Twisted legs in jeans
Twisted legs in jeans
Disappearing stitches in stretch denim:
Where the thread looks much smaller on seams sewn in the warp direction than in the weft direction of the fabric. To prevent this use a heavier thread size on top stitching [120 to 150 Tex], go to a longer stitch length [from 8 to 6 S.P.I] and make sure the thread tensions are as loose as possible so the thread sits on top of the fabric rather than burying in the fabric on seams sewn in the warp.
Disappearing stitches in stretch denim
Disappearing stitches in stretch denim
Thread discolouration after laundry in jeans:
The thread picks up the indigo dyes from the fabric giving the thread a ‘dirty’ appearance. A common discoloration would be the pick up of a greenish or turquoise tint. The main reasons are improper pH level, improper water temperature, improper chemical selection and shortcuts on wash methods. The solutions for this are using thread with proper colour fastness characteristics, correct pH level and low water temperature during laundry, using the proper chemicals and laundry cycles, and using denimcol PCC or similar additive in wash. Do not over load washers with too many garments at one time.

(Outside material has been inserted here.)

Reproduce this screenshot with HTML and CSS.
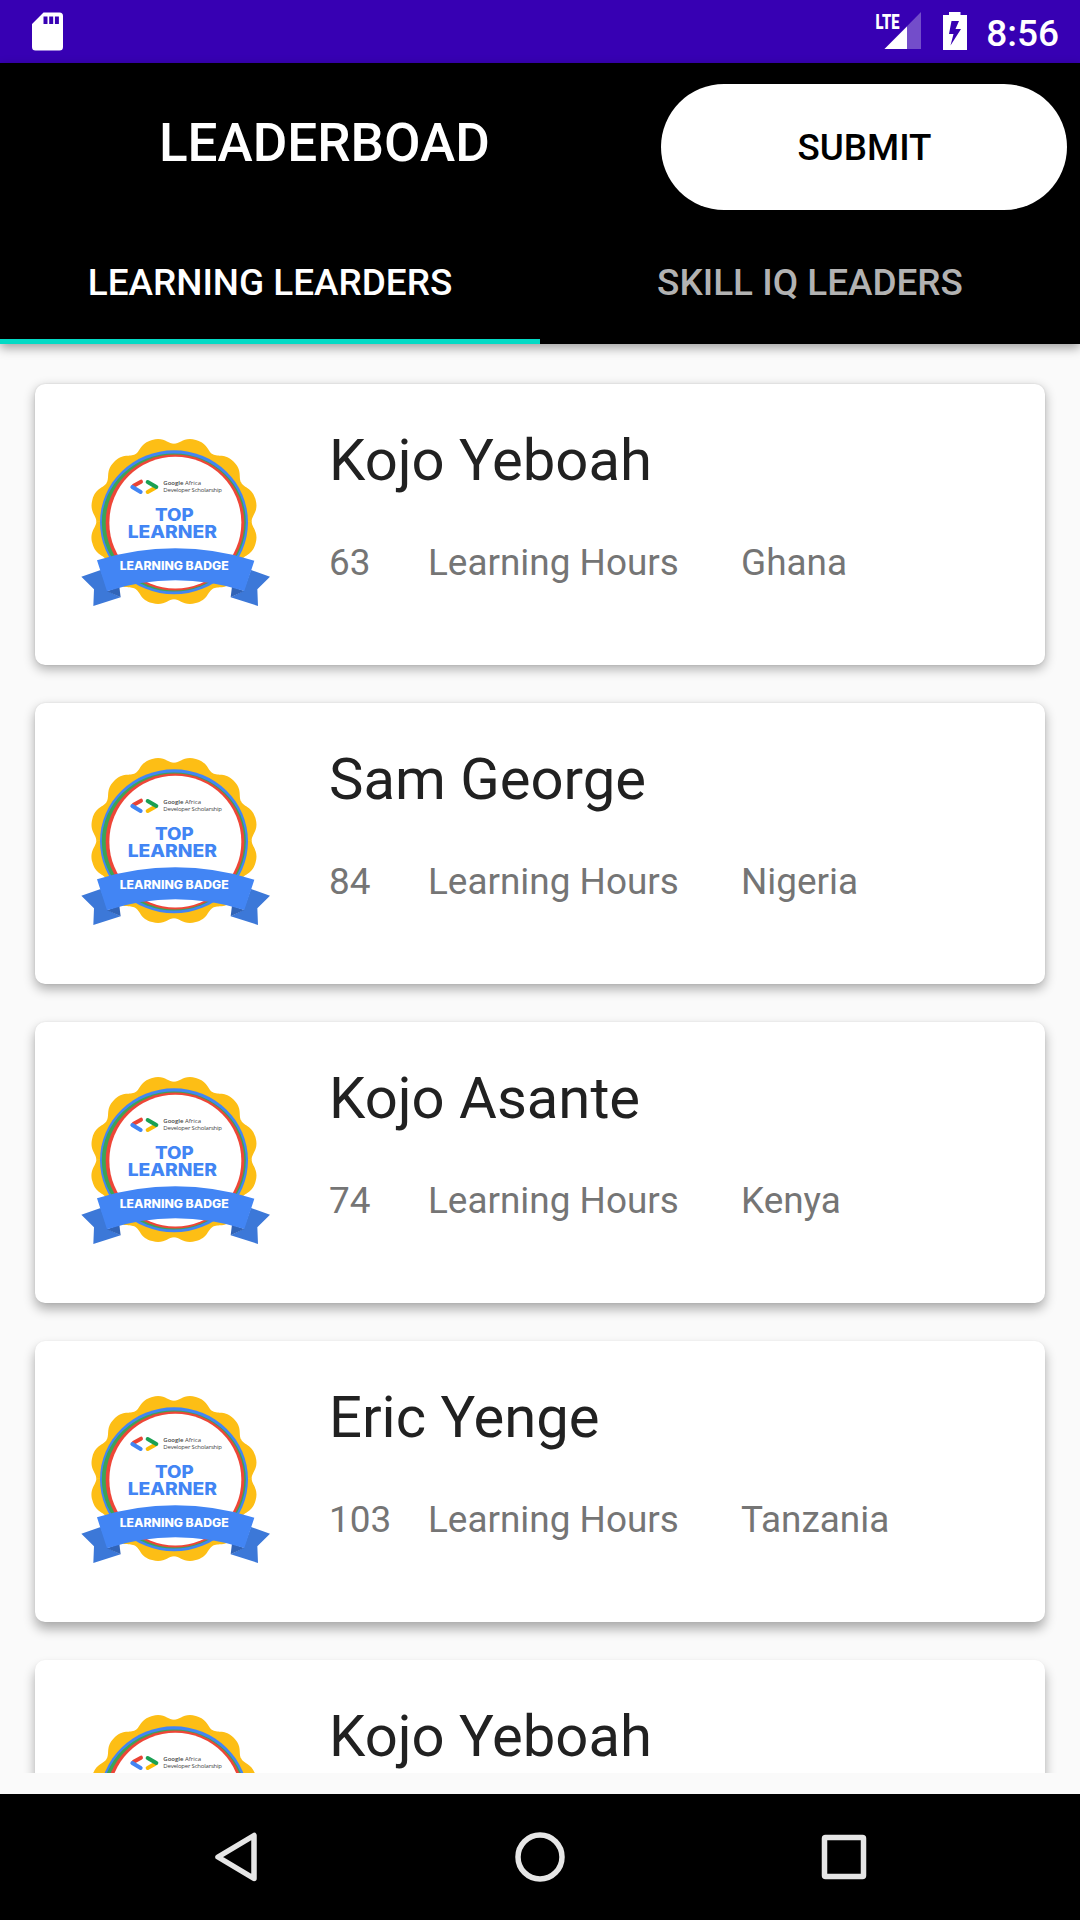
FILE: index.html
```html
<!DOCTYPE html>
<html lang="en">
<head>
<meta charset="utf-8">
<title>Leaderboard</title>
<link rel="stylesheet" href="styles.css">
</head>
<body>
<svg class="defs" width="0" height="0" aria-hidden="true">
  <defs>
    <path id="petal" d="M0 0L-61 -224.8L-60.300 -225C-42 -230 -38 -253.500 0 -253.500C38 -253.500 42 -230 60.300 -225L61 -224.800Z"/>
    <g id="badge">
      <g fill="#fdbe15" transform="translate(342 304.5)">
        <use href="#petal" transform="rotate(15)"/><use href="#petal" transform="rotate(45)"/>
        <use href="#petal" transform="rotate(75)"/><use href="#petal" transform="rotate(105)"/>
        <use href="#petal" transform="rotate(135)"/><use href="#petal" transform="rotate(165)"/>
        <use href="#petal" transform="rotate(195)"/><use href="#petal" transform="rotate(225)"/>
        <use href="#petal" transform="rotate(255)"/><use href="#petal" transform="rotate(285)"/>
        <use href="#petal" transform="rotate(315)"/><use href="#petal" transform="rotate(345)"/>
      </g>
      <ellipse cx="342" cy="307" rx="222" ry="216" fill="#4285f4"/>
      <ellipse cx="341.500" cy="307.500" rx="216" ry="207" fill="#3da456"/>
      <ellipse cx="345" cy="307.500" rx="208" ry="204" fill="#ee4637"/>
      <ellipse cx="346" cy="308" rx="198" ry="197.500" fill="#fff"/>
      <g fill="none" stroke-width="12" stroke-linecap="round">
        <path d="M221 197L243 185" stroke="#ea4335"/>
        <path d="M217 201L242 216" stroke="#4285f4"/>
        <path d="M263 216L286 203" stroke="#fbbc04"/>
        <path d="M263 186L289 201" stroke="#1aa053"/>
      </g>
      <path d="M64 470L122 450L145 514L182 532L100 558L102 508Z" fill="#3c78d8"/>
      <path d="M630 470L573 450L550 513L512 532L594 558L592 508Z" fill="#3c78d8"/>
      <path d="M141 514L178 500L182 532Z" fill="#3164b8"/>
      <path d="M553 513L516 500L512 532Z" fill="#3164b8"/>
      <path d="M111 421Q225 385 346 385Q467 385 583 422L553 513Q450 481 346 481Q242 481 141 514Z" fill="#4285f4"/>
    </g>
  </defs>
</svg>

<div class="screen">
  <div class="status">
    <svg class="sd" viewBox="0 0 31 38"><path fill="#fff" fill-rule="evenodd" d="M11.500 0H27.500Q31 0 31 3.500V34.500Q31 38 27.500 38H3.500Q0 38 0 34.500V11.500ZM11.500 4V11.500H15.500V4ZM17.200 4V11.500H21.200V4ZM22.900 4V11.500H26.900V4Z"/></svg>
    <div class="status-right">
      <svg class="signal" viewBox="0 -8 46 46">
        <path d="M46 0V37H9.500Z" fill="#fff" opacity=".3"/>
        <path d="M32 14.500V37H9.500Z" fill="#fff"/>
        <text class="lte" x="0.500" y="16.500" textLength="24" lengthAdjust="spacingAndGlyphs">LTE</text>
      </svg>
      <svg class="battery" viewBox="0 0 24 38"><path fill="#fff" fill-rule="evenodd" d="M6 0H17.500V3H24V38H0V3H6ZM8.500 9L6 22H10.500L7.500 33.500L18 17H12.500L16 9Z"/></svg>
      <span class="clock">8:56</span>
    </div>
  </div>

  <header class="appbar">
    <div class="toolbar">
      <h1 class="title">LEADERBOAD</h1>
      <button class="submit">SUBMIT</button>
    </div>
    <nav class="tabs">
      <span class="tab active">LEARNING LEARDERS</span>
      <span class="tab">SKILL IQ LEADERS</span>
    </nav>
  </header>

  <main class="list">
    <article class="card s1">
      <svg class="badge" viewBox="0 0 690 600"><use href="#badge"/><text class="org" x="310" y="195" textLength="113"><tspan class="b">Google</tspan> Africa</text><text class="org" x="310" y="216" textLength="176">Developer Scholarship</text><text class="top" x="285" y="304" textLength="116" lengthAdjust="spacingAndGlyphs">TOP</text><text class="top" x="203" y="353.500" textLength="268" lengthAdjust="spacingAndGlyphs">LEARNER</text><text class="ribbon" x="179" y="451" textLength="327" lengthAdjust="spacingAndGlyphs">LEARNING BADGE</text></svg>
      <div class="info"><h2 class="name">Kojo Yeboah</h2><div class="meta"><span class="hours">63</span><span class="label">Learning Hours</span><span>Ghana</span></div></div>
    </article>
    <article class="card s2">
      <svg class="badge" viewBox="0 0 690 600"><use href="#badge"/><text class="org" x="310" y="195" textLength="113"><tspan class="b">Google</tspan> Africa</text><text class="org" x="310" y="216" textLength="176">Developer Scholarship</text><text class="top" x="285" y="304" textLength="116" lengthAdjust="spacingAndGlyphs">TOP</text><text class="top" x="203" y="353.500" textLength="268" lengthAdjust="spacingAndGlyphs">LEARNER</text><text class="ribbon" x="179" y="451" textLength="327" lengthAdjust="spacingAndGlyphs">LEARNING BADGE</text></svg>
      <div class="info"><h2 class="name">Sam George</h2><div class="meta"><span class="hours">84</span><span class="label">Learning Hours</span><span>Nigeria</span></div></div>
    </article>
    <article class="card s3">
      <svg class="badge" viewBox="0 0 690 600"><use href="#badge"/><text class="org" x="310" y="195" textLength="113"><tspan class="b">Google</tspan> Africa</text><text class="org" x="310" y="216" textLength="176">Developer Scholarship</text><text class="top" x="285" y="304" textLength="116" lengthAdjust="spacingAndGlyphs">TOP</text><text class="top" x="203" y="353.500" textLength="268" lengthAdjust="spacingAndGlyphs">LEARNER</text><text class="ribbon" x="179" y="451" textLength="327" lengthAdjust="spacingAndGlyphs">LEARNING BADGE</text></svg>
      <div class="info"><h2 class="name">Kojo Asante</h2><div class="meta"><span class="hours">74</span><span class="label">Learning Hours</span><span>Kenya</span></div></div>
    </article>
    <article class="card s4">
      <svg class="badge" viewBox="0 0 690 600"><use href="#badge"/><text class="org" x="310" y="195" textLength="113"><tspan class="b">Google</tspan> Africa</text><text class="org" x="310" y="216" textLength="176">Developer Scholarship</text><text class="top" x="285" y="304" textLength="116" lengthAdjust="spacingAndGlyphs">TOP</text><text class="top" x="203" y="353.500" textLength="268" lengthAdjust="spacingAndGlyphs">LEARNER</text><text class="ribbon" x="179" y="451" textLength="327" lengthAdjust="spacingAndGlyphs">LEARNING BADGE</text></svg>
      <div class="info"><h2 class="name">Eric Yenge</h2><div class="meta"><span class="hours">103</span><span class="label">Learning Hours</span><span>Tanzania</span></div></div>
    </article>
    <article class="card s5">
      <svg class="badge" viewBox="0 0 690 600"><use href="#badge"/><text class="org" x="310" y="195" textLength="113"><tspan class="b">Google</tspan> Africa</text><text class="org" x="310" y="216" textLength="176">Developer Scholarship</text></svg>
      <div class="info"><h2 class="name">Kojo Yeboah</h2></div>
    </article>
  </main>

  <footer class="navbar">
    <svg class="key" viewBox="0 0 56 56"><path d="M46 6.500V49.500L10 28Z"/></svg>
    <svg class="key" viewBox="0 0 56 56"><circle cx="28" cy="28" r="22"/></svg>
    <svg class="key" viewBox="0 0 56 56"><rect x="8.500" y="8.500" width="39" height="39" rx="1"/></svg>
  </footer>
</div>
</body>
</html>
```

FILE: styles.css
```css
* { box-sizing: border-box; }
body {
  margin: 0;
  background: #fafafa;
  font-family: Roboto, "Noto Sans", sans-serif;
}
.defs { display: block; }
.screen {
  width: 1080px;
  height: 1920px;
  display: flex;
  flex-direction: column;
  overflow: hidden;
}

/* status bar */
.status {
  flex: none;
  height: 63px;
  background: #3700b3;
  color: #fff;
  display: flex;
  justify-content: space-between;
  align-items: flex-start;
  padding: 4px 21px 0 32px;
}
.sd { width: 31px; height: 39px; margin-top: 8px; }
.status-right { display: flex; align-items: flex-start; }
.signal { width: 46px; height: 46px; margin-right: 22px; }
.lte { font: 900 21px Roboto, sans-serif; fill: #fff; }
.battery { width: 24px; height: 38px; margin: 8px 19px 0 0; }
.clock { font-size: 37px; font-weight: 500; line-height: 43px; margin-top: 8px; }

/* app bar */
.appbar {
  flex: none;
  height: 281px;
  background: #000;
  position: relative;
  z-index: 1;
  box-shadow: 0 4px 10px rgba(0, 0, 0, .36);
}
.toolbar {
  height: 155px;
  display: flex;
  justify-content: space-between;
  align-items: flex-start;
  padding: 21px 13px 0 159px;
}
.title {
  margin: 28px 0 0;
  font-size: 53px;
  line-height: 62px;
  font-weight: 500;
  color: #fff;
}
.submit {
  width: 406px;
  height: 126px;
  border: 0;
  border-radius: 63px;
  padding: 1px 0 0 1px;
  background: #fff;
  color: #000;
  font: 500 36.75px/43px Roboto, sans-serif;
}
.tabs { display: flex; height: 126px; }
.tab {
  flex: 1;
  text-align: center;
  font-size: 36.9px;
  font-weight: 500;
  line-height: 43px;
  padding-top: 43px;
  color: #b2b2b2;
}
.tab.active { color: #fff; border-bottom: 5px solid #03dac5; }

/* list */
.list {
  flex: none;
  height: 1429px;
  overflow: hidden;
  padding: 40px 35px 0;
  display: flex;
  flex-direction: column;
  gap: 38px;
}
.card {
  flex: none;
  height: 281px;
  border-radius: 10px;
  background: #fff;
  display: flex;
  padding: 36px 0 0 25px;
}
.s1 { box-shadow: 0 4px 12px rgba(0, 0, 0, .32), 0 0 2px rgba(0, 0, 0, .12); }
.s2 { box-shadow: 0 5px 12px rgba(0, 0, 0, .32), 0 0 2px rgba(0, 0, 0, .1); }
.s3 { box-shadow: 0 6px 12px rgba(0, 0, 0, .32), 0 0 2px rgba(0, 0, 0, .08); }
.s4 { box-shadow: 0 7px 12px rgba(0, 0, 0, .32), 0 0 2px rgba(0, 0, 0, .06); }
.s5 { box-shadow: 0 8px 12px rgba(0, 0, 0, .32), 0 0 2px rgba(0, 0, 0, .04); }
.badge { flex: none; width: 230px; height: 200px; }
.badge text { font-family: Inter, sans-serif; }
.badge .org { font-family: "Open Sans", sans-serif; font-size: 18px; fill: #444; }
.badge .org .b { font-weight: 600; }
.badge .top { font-size: 51px; font-weight: 800; fill: #4285f4; }
.badge .ribbon { font-size: 35px; font-weight: 800; fill: #fff; }
.info { padding-left: 39px; }
.name {
  margin: 6px 0 0;
  font-size: 58px;
  line-height: 68px;
  font-weight: 400;
  color: #212121;
}
.meta {
  display: flex;
  margin-top: 47px;
  font-size: 36.9px;
  line-height: 43px;
  color: #757575;
}
.hours { width: 99px; }
.label { width: 313px; }

/* navigation keys */
.navbar {
  flex: none;
  margin-top: 21px;
  height: 126px;
  background: #000;
  display: flex;
  justify-content: center;
  align-items: center;
  gap: 248px;
}
.key {
  width: 56px;
  height: 56px;
  fill: none;
  stroke: #e6e6e6;
  stroke-width: 5.5;
  stroke-linejoin: round;
}
```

Thread discolouration after laundry in jeans
Thread discolouration after laundry in jeans
Poor colour fastness after laundry:
The thread does not wash down consistently in the garment or changes to a different colour all together. The normal reasons are mixing threads in a garment, using threads with different colour fastness and not doing preproduction testing. To avoid this use thread with proper colour fastness characteristics, use threads from same thread supplier and do not mix threads in a garment. Always do preproduction testing on denim garments using new colours to assure that they will meet the requirements. Make sure sewing operators select thread by type and colour number and do not just pick a thread off the shelf because it looks close in colour.